**Written exercise:** Lift out each line of the data that holds "components".
"""
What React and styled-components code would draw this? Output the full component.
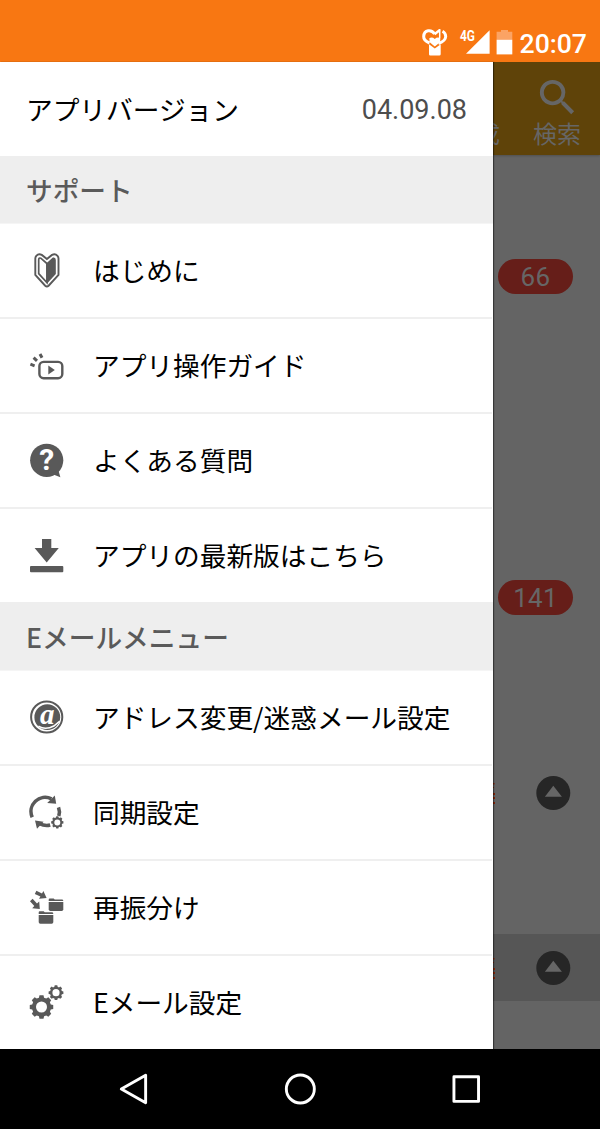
import React from 'react'
import styled, { createGlobalStyle, css } from 'styled-components'
import { MdSearch } from 'react-icons/md'

const GlobalStyle = createGlobalStyle`
  body {
    margin: 0;
    background: #000;
    font-family: "Noto Sans CJK JP", "Noto Sans", sans-serif;
  }
`

const Phone = styled.div`
  width: 600px;
  height: 1129px;
  display: flex;
  flex-direction: column;
  overflow: hidden;
`

const StatusBar = styled.header`
  height: 62px;
  flex: none;
  box-sizing: border-box;
  display: flex;
  justify-content: flex-end;
  align-items: flex-end;
  padding: 0 13px 4px 0;
  background: #f87712;
`

const Clock = styled.div`
  margin-left: 7px;
  font-family: Roboto, sans-serif;
  font-weight: 500;
  font-size: 26.6px;
  line-height: 28px;
  color: #fff;
`

const Main = styled.div`
  display: flex;
  height: 987px;
  flex: none;
`

const Drawer = styled.nav`
  width: 493px;
  flex: none;
  position: relative;
  background: #fff;
  box-shadow: 1px 0 1px rgba(0, 0, 0, 0.45);
`

const Version = styled.div`
  height: 92px;
  display: flex;
  align-items: center;
  justify-content: space-between;
  padding: 0 26px 2px;
  font-size: 26.7px;
  color: #000;
`

const VersionNumber = styled.span`
  font-family: Roboto, sans-serif;
  font-size: 27px;
  padding-top: 4px;
  color: #4d4d4d;
`

const SectionTitle = styled.div`
  box-sizing: border-box;
  height: ${({ tall }) => (tall ? 69 : 68)}px;
  display: flex;
  align-items: center;
  padding: 0 26px;
  border-bottom: 1px solid #f5f5f5;
  background: #eee;
  font-size: 26.7px;
  font-weight: 500;
  color: #5a5a5a;
`

const Item = styled.div`
  height: 93px;
  display: flex;
  align-items: center;
  gap: 27px;
  padding-left: 29px;
  margin-right: 1px;
  font-size: 26.7px;
  line-height: 40px;
  white-space: nowrap;
  color: #000;

  & + & {
    border-top: 2px solid #efefef;
  }

  svg {
    flex: none;
  }

  span {
    padding-bottom: 1px;
  }
`

const Backdrop = styled.div`
  flex-grow: 1;
  overflow: hidden;
  background: #646464;
  font-family: Roboto, "Noto Sans CJK JP", sans-serif;
  color: #666;
`

const Toolbar = styled.div`
  height: 93px;
  margin-bottom: 1px;
  display: flex;
  align-items: flex-end;
  background: #5f4309;
  box-shadow: 0 1px 2px rgba(0, 0, 0, 0.2);
  font-size: 24px;
  line-height: 36px;
`

const ToolLabel = styled.div`
  width: 7px;
  display: flex;
  justify-content: flex-end;
  overflow: hidden;
  margin-bottom: 2px;
  white-space: nowrap;
`

const Tool = styled.div`
  margin-left: 33px;
  margin-bottom: 2px;
  display: flex;
  flex-direction: column;
  align-items: center;
  white-space: nowrap;

  svg {
    margin-bottom: -4px;
  }
`

const Folder = styled.div`
  height: ${({ size }) => size}px;
  margin-bottom: ${({ gap }) => gap || 0}px;
  display: flex;
  align-items: center;
  padding-left: 5px;
`

const Badge = styled.div`
  width: 75px;
  height: 35px;
  border-radius: 18px;
  background: #661e19;
  font-size: 26px;
  line-height: 37px;
  letter-spacing: 0.3px;
  text-align: center;
`

const Message = styled.div`
  height: 67px;
  display: flex;
  align-items: center;
  justify-content: space-between;
  padding-right: 29px;

  ${({ shaded }) => shaded && css`
    margin-top: 108px;
    background: #565656;
  `}
`

const NavBar = styled.footer`
  flex-grow: 1;
  display: flex;
  align-items: center;
  padding: 0 50px;
  background: #000;

  svg {
    flex: 1;
  }
`

const GRAY = '#595959'

const Icon = ({ children }) => (
  <svg width="37" height="37" viewBox="0 0 37 37" fill={GRAY}>{children}</svg>
)

const gearPath = (cx, cy, r, hole) => {
  const inner = r * 0.81
  const points = []
  for (let i = 0; i < 8; i += 1) {
    const mid = (i * Math.PI) / 4
    ;[[-0.27, inner], [-0.17, r], [0.17, r], [0.27, inner]].forEach(([da, rad]) => {
      const x = cx + rad * Math.sin(mid + da)
      const y = cy - rad * Math.cos(mid + da)
      points.push(`${x.toFixed(2)} ${y.toFixed(2)}`)
    })
  }
  return `M${points.join('L')}Z M${cx - hole} ${cy}a${hole} ${hole} 0 1 0 ${hole * 2} 0a${hole} ${hole} 0 1 0 ${-hole * 2} 0Z`
}

const Gear = ({ cx, cy, r, hole }) => <path fillRule="evenodd" d={gearPath(cx, cy, r, hole)} />

const BeginnerIcon = () => (
  <Icon>
    <path
      d="M17.9 7 12.8 2.9Q9.6 1.3 7.3 3.8 6.3 5 6.3 6.5V23L16.2 33.7Q17.9 35.2 19.6 33.7L29.5 23V6.5Q29.5 5 28.5 3.8 26.2 1.3 23 2.9Z"
      fill="none"
      stroke={GRAY}
      strokeWidth="1.9"
    />
    <path d="M17.9 11.5 11.8 6.2Q9.7 5.4 9.7 8V21.7L17.9 30.6Z" fill="none" stroke={GRAY} strokeWidth="1.7" />
    <path d="M17.2 11.6 23.8 5.6Q26.8 4.8 26.8 8V22L17.9 31.7Z" />
  </Icon>
)

const GuideIcon = () => (
  <Icon>
    <rect x="10.4" y="14.9" width="22.9" height="16.3" rx="4.2" fill="none" stroke={GRAY} strokeWidth="2.4" />
    <path d="M19.3 18.6V27.4L25.8 23Z" />
    <path d="M1.4 17.2 5.6 18.8M4.6 10.6 8 13.8M11 7 13 10.8" stroke={GRAY} strokeWidth="3" />
  </Icon>
)

const FaqIcon = () => (
  <Icon>
    <circle cx="17.7" cy="18.3" r="16.6" />
    <path d="M23 32 31.4 35.2 29.3 28Z" />
    <text x="17.8" y="28.4" fontFamily="Roboto, sans-serif" fontWeight="700" fontSize="30" fill="#fff" textAnchor="middle">?</text>
  </Icon>
)

const DownloadIcon = () => (
  <Icon>
    <path d="M13 1.9H22.3V11H29.8L17.7 25.6 5.6 11H13Z" />
    <rect x="1" y="29" width="33.3" height="6.3" rx="1" />
  </Icon>
)

const AddressIcon = () => (
  <Icon>
    <circle cx="17.7" cy="18" r="15.6" fill="none" stroke={GRAY} strokeWidth="2" />
    <circle cx="18.3" cy="18.2" r="12.9" />
    <path d="M9.4 27.2Q16.5 31.6 24.8 27L30.8 22.2" fill="none" stroke="#fff" strokeWidth="1.5" />
    <text x="18.3" y="24.6" fontFamily="'Liberation Serif', serif" fontWeight="700" fontStyle="italic" fontSize="29" fill="#fff" textAnchor="middle">a</text>
  </Icon>
)

const SyncIcon = () => (
  <Icon>
    <g fill="none" stroke={GRAY} strokeWidth="3.6">
      <path d="M3.2 23.2A14.2 14.2 0 0 1 22.5 4.8" />
      <path d="M29.5 13.3Q31.2 17.6 29.8 22" />
      <path d="M21.2 31Q16 32.4 10.5 29.6" />
    </g>
    <path d="M25.8 1.4 27.2 9.8 18.2 8.9Z" />
    <path d="M6 26.6 14.6 27.8 8 34.8Z" />
    <Gear cx={28.3} cy={28.4} r={6.2} hole={3} />
  </Icon>
)

const FolderShape = ({ x, y }) => (
  <g transform={`translate(${x} ${y})`}>
    <path d="M0 1.2Q0 0 1 0H5L6 1H13.6Q14.6 1 14.6 2.6H0Z" />
    <path d="M0 3.6H14.6V10.8Q14.6 12.4 13 12.4H1.6Q0 12.4 0 10.8Z" />
  </g>
)

const SortIcon = () => (
  <Icon>
    <FolderShape x={19.7} y={9.5} />
    <FolderShape x={9.7} y={22.3} />
    <path d="M7.4 1.7 13 4.4 14.4 2 17.6 9 10 9.8 11.4 7.5 5.8 5Z" />
    <path d="M3.6 9.7 8 14.4 10.2 12.6 10.8 20 3.2 19.2 5.3 17 1 12.3Z" />
  </Icon>
)

const SettingsIcon = () => (
  <Icon>
    <Gear cx={12.5} cy={23} r={11.9} hole={5.5} />
    <Gear cx={27} cy={8.7} r={7.5} hole={3.6} />
  </Icon>
)

const StatusIcons = () => (
  <svg width="92" height="30" viewBox="421 28 92 30">
    <g fill="none" stroke="#fff" strokeWidth="3">
      <path d="M429.5 43Q423.5 40.5 423.7 36.5C424 29.5 431.5 29 434.7 34" />
      <path d="M438.5 43.5Q445.5 41 445.7 36.5 445.6 33 442.5 31.3" />
      <path d="M434.5 34.3 439.8 30" strokeWidth="2.4" />
    </g>
    <path d="M429.3 38.2Q432 36.6 434.8 39 437.3 36.7 440.4 38.2L440 42.2 434.8 46.6 429.7 42.2Z" fill="#fff" />
    <path d="M439.7 29V38" stroke="#fff" strokeWidth="1.5" />
    <path d="M429 44.3 434.8 48.6 440.7 44.3V54.2Q440.7 55.6 439.3 55.6H430.3Q429 55.6 429 54.2Z" fill="#fff" />
    <path d="M466 53.7H489.6V30.2Z" fill="#fff" />
    <text x="460" y="41.2" fontFamily="Roboto, sans-serif" fontWeight="700" fontSize="14" textLength="15" lengthAdjust="spacingAndGlyphs" fill="#fff">4G</text>
    <path d="M496.6 31.8H501V30H508V31.8H512.3V40H496.6Z" fill="#fba364" />
    <rect x="496.6" y="39.8" width="15.7" height="14.6" fill="#fff" />
  </svg>
)

const TopIcon = () => (
  <svg width="36" height="36" viewBox="0 0 36 36">
    <circle cx="18.3" cy="18" r="17" fill="#262626" />
    <path d="M18.3 10.7 26.9 21.8H9.9Z" fill="#666" />
  </svg>
)

const ClippedMark = () => (
  <svg width="3" height="24" viewBox="0 0 3 24" fill="#8a2508">
    <rect y="2" width="1.5" height="1.5" />
    <rect y="6" width="1" height="1" />
    <rect y="12" width="2" height="2" />
    <rect y="16" width="2" height="2" />
    <rect y="21" width="2" height="2" />
  </svg>
)

const support = [
  { Glyph: BeginnerIcon, label: 'はじめに' },
  { Glyph: GuideIcon, label: 'アプリ操作ガイド' },
  { Glyph: FaqIcon, label: 'よくある質問' },
  { Glyph: DownloadIcon, label: 'アプリの最新版はこちら' },
]

const mailMenu = [
  { Glyph: AddressIcon, label: 'アドレス変更/迷惑メール設定' },
  { Glyph: SyncIcon, label: '同期設定' },
  { Glyph: SortIcon, label: '再振分け' },
  { Glyph: SettingsIcon, label: 'Eメール設定' },
]

const renderItem = ({ Glyph, label }) => (
  <Item key={label}>
    <Glyph />
    <span>{label}</span>
  </Item>
)

const App = () => (
  <Phone>
    <GlobalStyle />
    <StatusBar>
      <StatusIcons />
      <Clock>20:07</Clock>
    </StatusBar>
    <Main>
      <Drawer>
        <Version>
          アプリバージョン
          <VersionNumber>04.09.08</VersionNumber>
        </Version>
        <SectionTitle>サポート</SectionTitle>
        {support.map(renderItem)}
        <SectionTitle tall>Eメールメニュー</SectionTitle>
        {mailMenu.map(renderItem)}
      </Drawer>
      <Backdrop>
        <Toolbar>
          <ToolLabel>成</ToolLabel>
          <Tool>
            <MdSearch size={47} />
            検索
          </Tool>
        </Toolbar>
        <Folder size={240} gap={40}><Badge>66</Badge></Folder>
        <Folder size={323}><Badge>141</Badge></Folder>
        <Message>
          <ClippedMark />
          <TopIcon />
        </Message>
        <Message shaded>
          <ClippedMark />
          <TopIcon />
        </Message>
      </Backdrop>
    </Main>
    <NavBar>
      <svg width="34" height="34" viewBox="0 0 34 34" fill="none" stroke="#fff" strokeWidth="2.9" strokeLinejoin="round">
        <path d="M5 17 29.3 3.2V30.8Z" />
      </svg>
      <svg width="34" height="34" viewBox="0 0 34 34" fill="none" stroke="#fff" strokeWidth="2.9">
        <circle cx="17" cy="17" r="14" />
      </svg>
      <svg width="34" height="34" viewBox="0 0 34 34" fill="none" stroke="#fff" strokeWidth="2.9" strokeLinejoin="round">
        <rect x="4.6" y="4.8" width="24.6" height="24.6" />
      </svg>
    </NavBar>
  </Phone>
)

export default App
"""
**Task result:**
What React and styled-components code would draw this? Output the full component.
import styled, { createGlobalStyle, css } from 'styled-components'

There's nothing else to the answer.